Back at HQ, the drama is cranking up. There's a delicious scene in which Simmons pretends to be oblivious to Bobbi's scheming, then knocks the rogue operative unconscious using what, to the inexpert gaze, resemble a pair of Duracell batteries.
And yet, her quick thinking is for naught as - 'boom' - Gonzalez and his crew of besuited hench-persons have bust the door down. You can tell they mean business, too, as they are wearing scary gas-masks of the sort that usually feature in movies about time traveling Nazis.
Thus begins the lynch-pin sequence of the episode - a face-off between Coulson and Gonzalez. The former really isn't interested in SHIELD 2.0's conspiracy theories - their true foe is Hydra, and here the good guys stand, feuding amongst themselves.
For Gonzales, conversely, Coulson is the biggest threat: he was revived by Fury using alien blood - who the heck knows what disasters his stewardship of SHIELD might precipitate? (Implied is the possibility that even Coulson himself may be a dupe, guided by the alien haemoglobin zapping around his veins).
This is good, meaty stuff - helped by assured performances from two actors comfortable in the skin of their characters. Alas, they are interrupted by agent May, who knocks Gonzalez out and busts Coulson free via a Willy Wonka style ejector lift. Her parting message is that her boss needs to rescue Skye - in terrible danger should the 'new' SHIELD lay their traitorous mitts on her.
Actually, she frets needlessly. True, Bobbi and her away team have tracked Skye down to the cabin (though not before May tells the incipient superhero to disable the electric fence and flee). However the bad guys - which, let's be honest, is how we're thinking of them - really have no idea what they are messing with.
Cornered, Skye goes 'full Inhuman' and unleashes a genuinely terrifying hurricane-strength barrage, flattening Bobbi along with half a forest. That is exactly the cue Gordon needs as - bam! - he materialises and, satisfied Skye is ready for the next step, whooshes her away… to a location as yet undetermined.
In a noisy episode full of lots of clanking, grinding plot developments, 'One Doors Closes' ends with a delicious leitmotif. Sitting at a Tiki bar in blinding Hawaiian shirt, Coulson introspectively contemplates a giganto-cocktail when he is joined by Hunter, who confirms, via a signed napkin, he's 100 percent on board with SHIELD.

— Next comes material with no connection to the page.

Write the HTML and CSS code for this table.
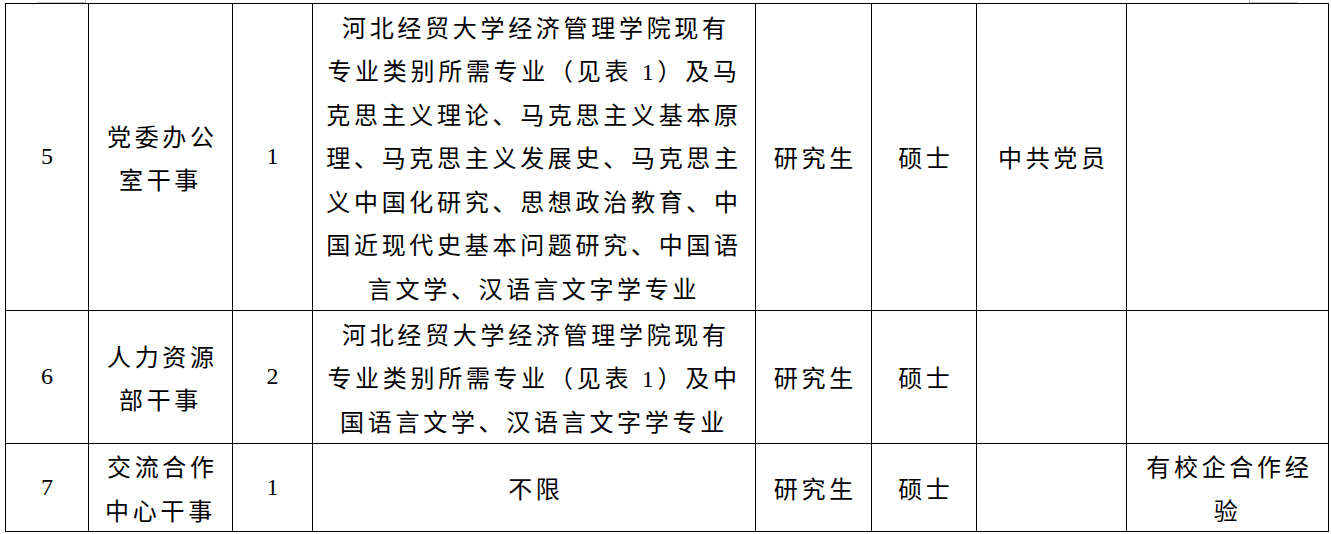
FILE: index.html
```html
<!DOCTYPE html>
<html lang="zh-CN">
<head>
<meta charset="utf-8">
<link rel="stylesheet" href="styles.css">
</head>
<body>
<div class="sheet">
  <span class="ghost ghost-left"></span>
  <span class="ghost ghost-right"></span>
  <table class="jobs">
    <colgroup>
      <col class="c1"><col class="c2"><col class="c3"><col class="c4">
      <col class="c5"><col class="c6"><col class="c7"><col class="c8">
    </colgroup>
    <tr class="r1">
      <td class="num">5</td>
      <td>党委办公<br>室干事</td>
      <td class="num">1</td>
      <td>河北经贸大学经济管理学院现有<br>专业类别所需专业（见表<span class="digit"> 1</span>）及马<br>克思主义理论、马克思主义基本原<br>理、马克思主义发展史、马克思主<br>义中国化研究、思想政治教育、中<br>国近现代史基本问题研究、中国语<br>言文学、汉语言文字学专业</td>
      <td>研究生</td>
      <td>硕士</td>
      <td>中共党员</td>
      <td></td>
    </tr>
    <tr class="r2">
      <td class="num">6</td>
      <td>人力资源<br>部干事</td>
      <td class="num">2</td>
      <td>河北经贸大学经济管理学院现有<br>专业类别所需专业（见表<span class="digit"> 1</span>）及中<br>国语言文学、汉语言文字学专业</td>
      <td>研究生</td>
      <td>硕士</td>
      <td></td>
      <td></td>
    </tr>
    <tr class="r3">
      <td class="num">7</td>
      <td>交流合作<br>中心干事</td>
      <td class="num">1</td>
      <td>不限</td>
      <td>研究生</td>
      <td>硕士</td>
      <td></td>
      <td>有校企合作经<br>验</td>
    </tr>
  </table>
</div>
</body>
</html>
```

FILE: styles.css
```css
html, body {
  margin: 0;
  padding: 0;
  background: #ffffff;
}

.sheet {
  position: relative;
  padding: 3px 0 0 5px;
}

.ghost {
  position: absolute;
  top: 0;
  height: 2px;
  border-bottom: 1px solid #c8c8c8;
}

.ghost-left {
  left: 37px;
  width: 48px;
  border-right: 1px solid #c8c8c8;
}

.ghost-right {
  left: 1249px;
  width: 48px;
  border-left: 1px solid #c8c8c8;
}

.jobs {
  border-collapse: collapse;
  table-layout: fixed;
  width: 1323px;
  font-family: "Noto Sans CJK SC", "Noto Sans CJK JP", sans-serif;
  font-size: 24px;
  color: #000000;
}

.jobs td {
  border: 1px solid #000000;
  padding: 0;
  text-align: center;
  vertical-align: middle;
  line-height: 43.5px;
  letter-spacing: 3.7px;
  text-indent: 3.7px;
  white-space: nowrap;
  overflow: hidden;
}

.c1 { width: 83px; }
.c2 { width: 144px; }
.c3 { width: 80px; }
.c4 { width: 443px; }
.c5 { width: 116px; }
.c6 { width: 105px; }
.c7 { width: 150px; }
.c8 { width: 202px; }

.r1 { height: 307px; }
.r2 { height: 133px; }
.r3 { height: 88px; }

.jobs td.num {
  font-family: "Liberation Serif", "Times New Roman", serif;
  letter-spacing: 0;
  text-indent: 0;
}

.digit {
  font-family: "Liberation Serif", "Times New Roman", serif;
  line-height: 1;
  letter-spacing: 3.7px;
}
```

It's been a tough week - but Coulson seems surprisingly chipper. Perhaps he understands - as does the viewer - that the 'other' SHIELD's obsession with secrecy has led it down a self-destructive path and that it will in all likelihood eventually turn on itself. Also, Skye is still out there - how can you feel down and out with a weapons-grade Inhuman on your side?